Volatility remains elevated across every asset class, although a US holiday overnight meant a 12-hour break from the noise. The strategy of watching the rooster fight from the sidelines instead of getting involved remains the sensible one.

Financial markets continue to tie themselves in knots so complicated, that they would give even the saltiest mariner a headache, as they try to price in a recession-no-recession and its impact on asset prices.

It is a cover for an excuse to pick the low in the stock market, which is still struggling to cope with the transition back to the real world after being back-stopped by the world’s central bank for the past 20 years.

Other asset classes are trying to price in a recession as well.

US 10-year yields are now back to near 3.0% and I got this one completely wrong, I thought it would be nearing 4.0% by now. That said, the US yield curve from 2-year to 30-year continues to flatten dramatically, with only a 24 bps difference as of Friday.

We seem to be on the way to an inversion sooner than later, signalling a recession.

Oil fell by over 5.0% on Friday for much the same reason, but frankly, with Russian sanctions and OPEC’s production targets merely a fantasy on paper, we’re going to have to see things get a lot worse in the world economy to see Brent crude under $100 a barrel.
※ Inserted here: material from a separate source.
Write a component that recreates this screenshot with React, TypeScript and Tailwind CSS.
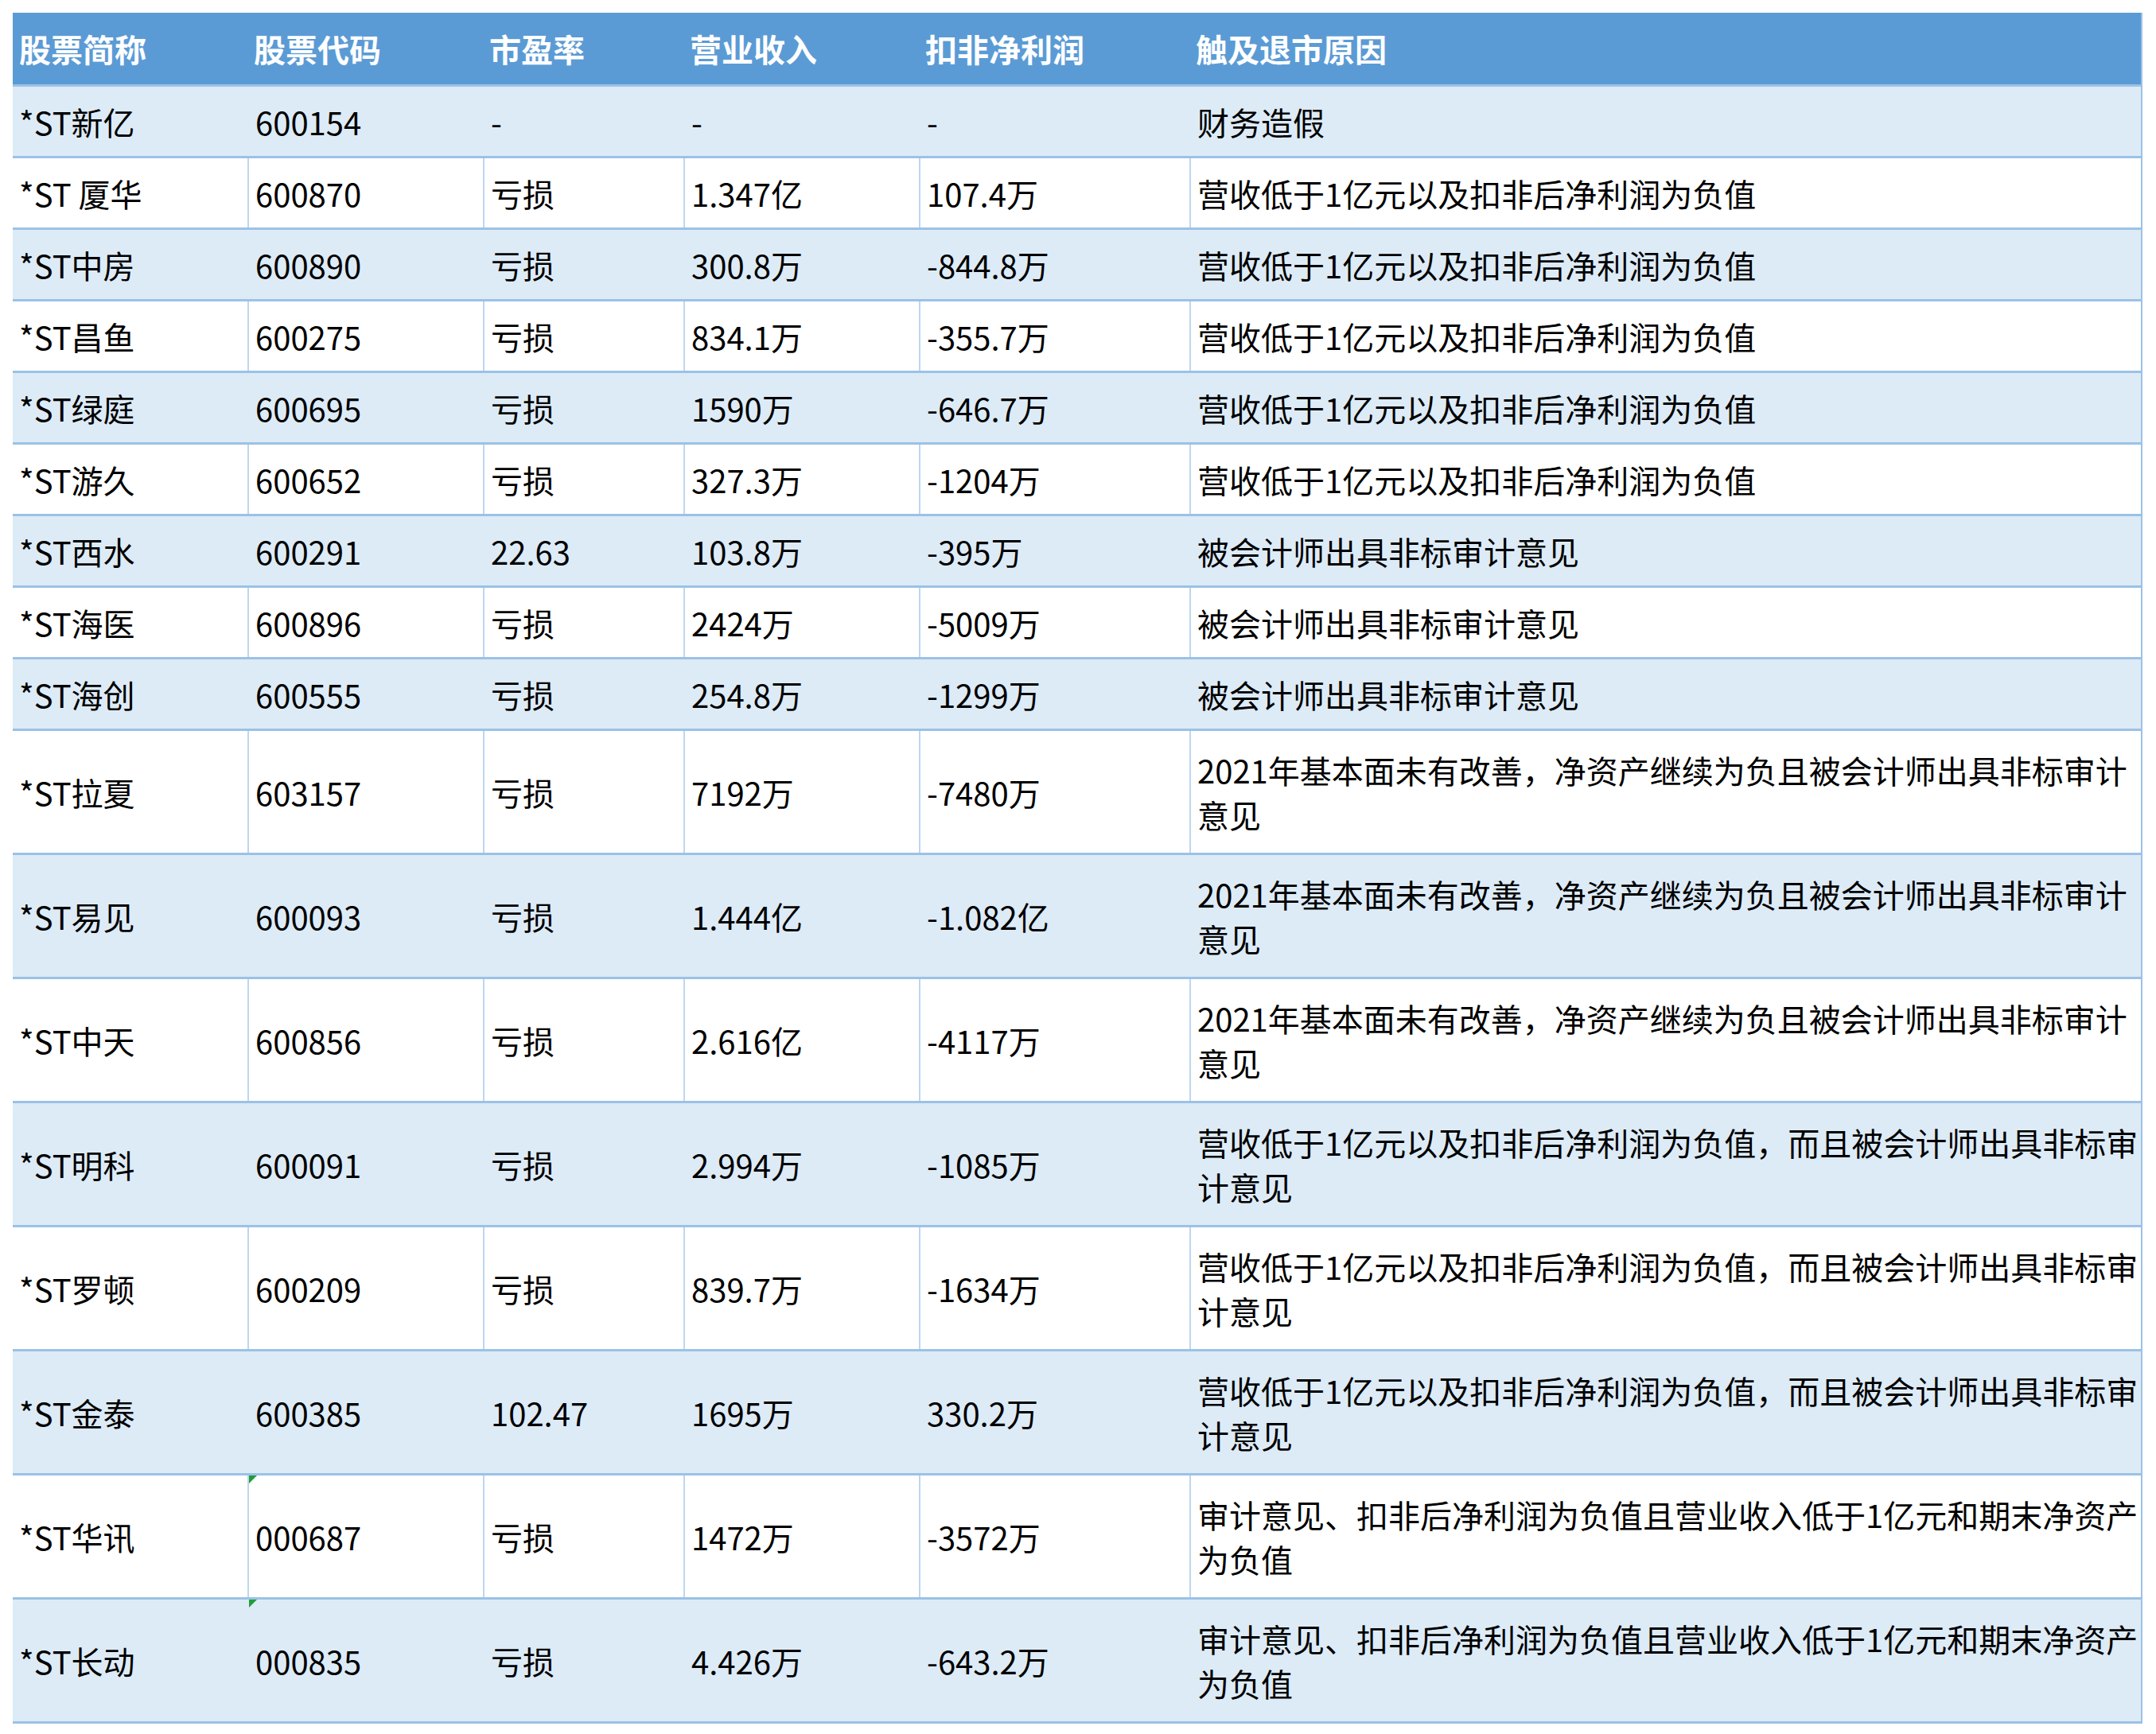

The crypto space is still in the Accident & Emergency department, waiting to be seen by a doctor. Bitcoin flirted with $18,000.00 over the weekend but held the crucial $17,500.00. The dead cat bounce to $20,000.00 isn’t inspiring confidence with another crypto lender halting withdrawals, deposits, and trading on its platform on Monday.

Cryptos have proven to be neither a hedge for deflation, stagflation, or inflation, even gold has done a better job and that’s saying something.

Perhaps the biggest surprise is that despite US yields tanking last week on recession fears, USD/JPY remains near 136.00. That is becoming a dangerous trade, especially if US 10-years fall below 3.0%.

Still, the US Dollar remains firm across the board, with the modest recovery in risk sentiment recently not translating into material strength in Asia currencies or major currencies versus the greenback.

In fact, looking at the likes of the Euro, Yen, Aussie or Won, you might argue the opposite. The price action in the currency markets is perhaps a less-than-subtle warning to temper those bullish animal spirits in other asset classes.

US Treasury Yellen and China Vice-Premier Liu held a construction phone call Tuesday morning and the market is alive with speculation that US President Biden will cut tariffs on a swath of Chinese goods this week to lower inflation. ​

Following on from an impressive recovery by US manufacturing PMIs last week, China’s Caixin Services PMI leapt massively to 54.5 Tuesday morning for June, a giant recovery from May’s 41.4.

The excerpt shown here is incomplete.